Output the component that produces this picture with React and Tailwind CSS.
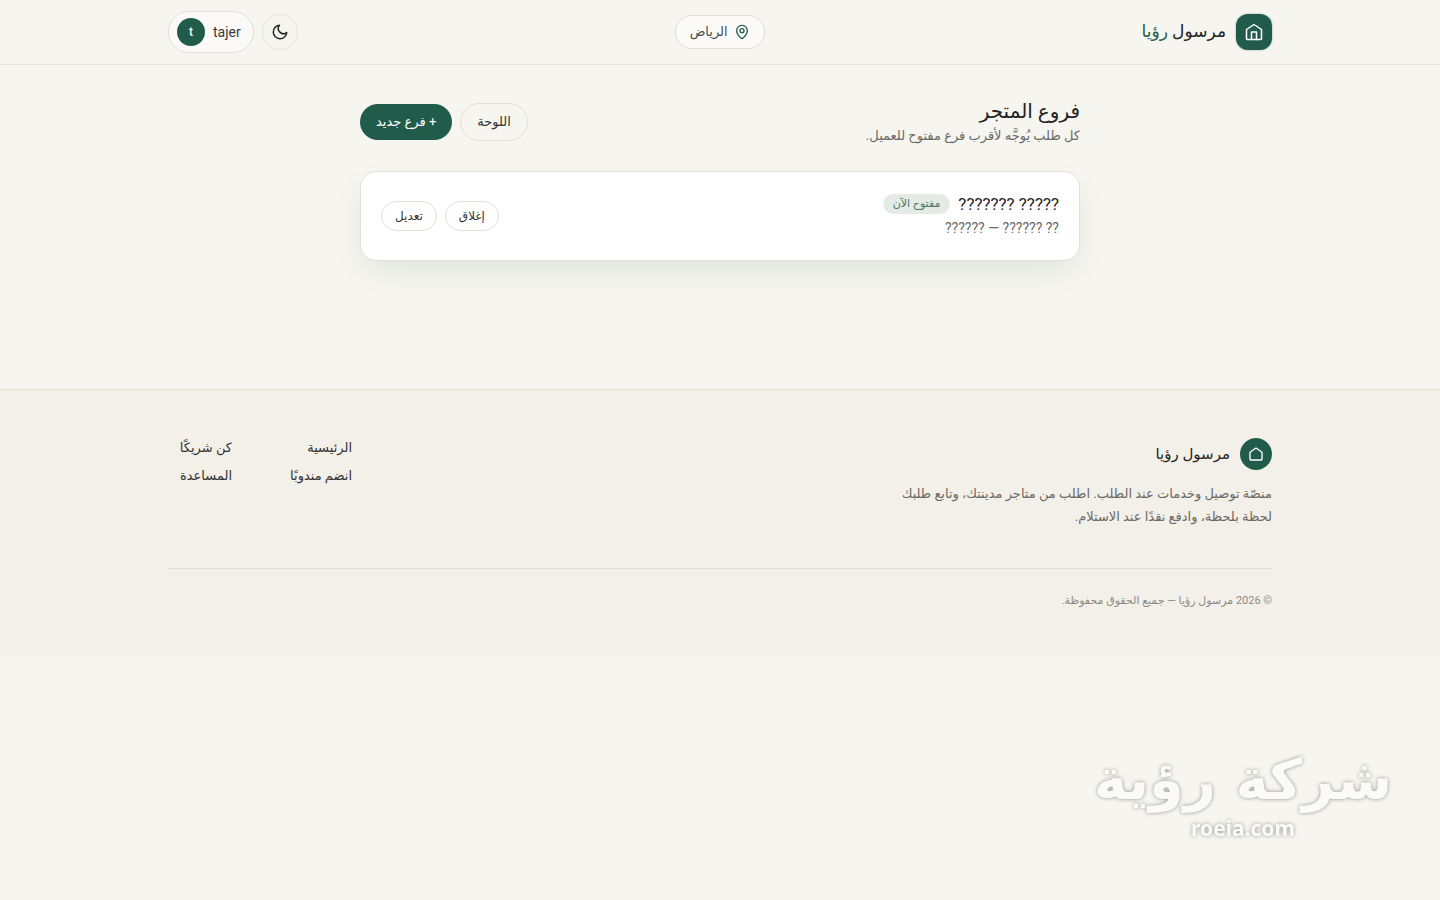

==

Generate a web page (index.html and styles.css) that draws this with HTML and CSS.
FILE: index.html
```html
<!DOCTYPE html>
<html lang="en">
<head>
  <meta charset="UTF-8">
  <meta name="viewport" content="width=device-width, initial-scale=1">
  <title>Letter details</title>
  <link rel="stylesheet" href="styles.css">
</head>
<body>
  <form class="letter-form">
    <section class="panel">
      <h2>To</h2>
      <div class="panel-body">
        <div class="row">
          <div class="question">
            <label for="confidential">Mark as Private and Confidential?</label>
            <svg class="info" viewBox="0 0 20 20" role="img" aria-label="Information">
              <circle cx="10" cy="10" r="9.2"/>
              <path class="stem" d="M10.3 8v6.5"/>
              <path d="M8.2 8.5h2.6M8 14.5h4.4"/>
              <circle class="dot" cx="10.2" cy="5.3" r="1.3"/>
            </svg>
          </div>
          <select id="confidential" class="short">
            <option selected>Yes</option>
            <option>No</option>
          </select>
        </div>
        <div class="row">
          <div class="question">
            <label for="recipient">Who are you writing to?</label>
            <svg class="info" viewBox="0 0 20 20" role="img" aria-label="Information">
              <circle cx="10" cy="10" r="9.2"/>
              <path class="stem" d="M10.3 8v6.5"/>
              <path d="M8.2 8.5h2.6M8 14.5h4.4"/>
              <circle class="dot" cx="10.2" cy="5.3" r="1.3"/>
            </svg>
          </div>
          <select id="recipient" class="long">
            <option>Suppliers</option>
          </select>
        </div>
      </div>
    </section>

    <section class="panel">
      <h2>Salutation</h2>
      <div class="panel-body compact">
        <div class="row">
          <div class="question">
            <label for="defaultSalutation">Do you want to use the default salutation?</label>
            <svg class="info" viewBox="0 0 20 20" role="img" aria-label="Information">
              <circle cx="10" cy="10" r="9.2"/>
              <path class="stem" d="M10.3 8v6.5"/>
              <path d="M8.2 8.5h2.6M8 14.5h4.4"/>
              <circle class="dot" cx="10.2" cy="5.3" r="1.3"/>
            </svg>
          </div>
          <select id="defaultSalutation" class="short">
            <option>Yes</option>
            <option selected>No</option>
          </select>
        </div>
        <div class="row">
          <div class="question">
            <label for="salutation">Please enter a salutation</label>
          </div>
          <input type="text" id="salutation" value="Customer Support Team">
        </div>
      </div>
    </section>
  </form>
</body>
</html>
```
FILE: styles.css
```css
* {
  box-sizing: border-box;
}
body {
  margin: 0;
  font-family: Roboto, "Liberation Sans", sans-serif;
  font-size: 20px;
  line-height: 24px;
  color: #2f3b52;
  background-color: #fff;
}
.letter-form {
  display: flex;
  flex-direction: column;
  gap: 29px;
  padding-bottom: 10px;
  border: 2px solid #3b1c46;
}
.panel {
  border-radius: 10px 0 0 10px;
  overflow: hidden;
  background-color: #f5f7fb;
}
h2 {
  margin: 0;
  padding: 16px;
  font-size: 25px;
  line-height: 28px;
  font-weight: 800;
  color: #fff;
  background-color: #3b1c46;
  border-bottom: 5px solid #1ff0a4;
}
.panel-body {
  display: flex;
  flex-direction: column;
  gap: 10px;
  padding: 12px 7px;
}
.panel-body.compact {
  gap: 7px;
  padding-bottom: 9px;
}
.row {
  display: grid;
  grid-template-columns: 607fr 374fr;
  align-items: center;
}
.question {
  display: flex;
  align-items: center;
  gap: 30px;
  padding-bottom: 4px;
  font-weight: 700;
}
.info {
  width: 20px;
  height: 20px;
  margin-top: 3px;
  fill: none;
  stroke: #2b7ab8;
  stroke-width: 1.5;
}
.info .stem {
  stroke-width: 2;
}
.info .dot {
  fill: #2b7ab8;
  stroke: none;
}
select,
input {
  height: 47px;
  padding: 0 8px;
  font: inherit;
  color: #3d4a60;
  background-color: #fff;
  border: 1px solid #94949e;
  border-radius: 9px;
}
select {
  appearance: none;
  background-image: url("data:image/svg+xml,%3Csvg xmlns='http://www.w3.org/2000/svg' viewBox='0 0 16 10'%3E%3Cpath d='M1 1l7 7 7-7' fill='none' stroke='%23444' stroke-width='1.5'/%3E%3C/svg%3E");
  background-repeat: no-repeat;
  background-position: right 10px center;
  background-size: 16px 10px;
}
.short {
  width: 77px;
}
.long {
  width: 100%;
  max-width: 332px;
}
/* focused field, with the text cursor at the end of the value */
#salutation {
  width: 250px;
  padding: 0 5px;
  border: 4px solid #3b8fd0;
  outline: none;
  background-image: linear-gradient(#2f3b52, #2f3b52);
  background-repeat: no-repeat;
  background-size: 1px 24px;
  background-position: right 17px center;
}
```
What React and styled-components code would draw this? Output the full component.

Task:
Pull out each line containing the word "that" and copy it.

Task answer:
Output the component that produces this picture with React and Tailwind CSS.
Generate a web page (index.html and styles.css) that draws this with HTML and CSS.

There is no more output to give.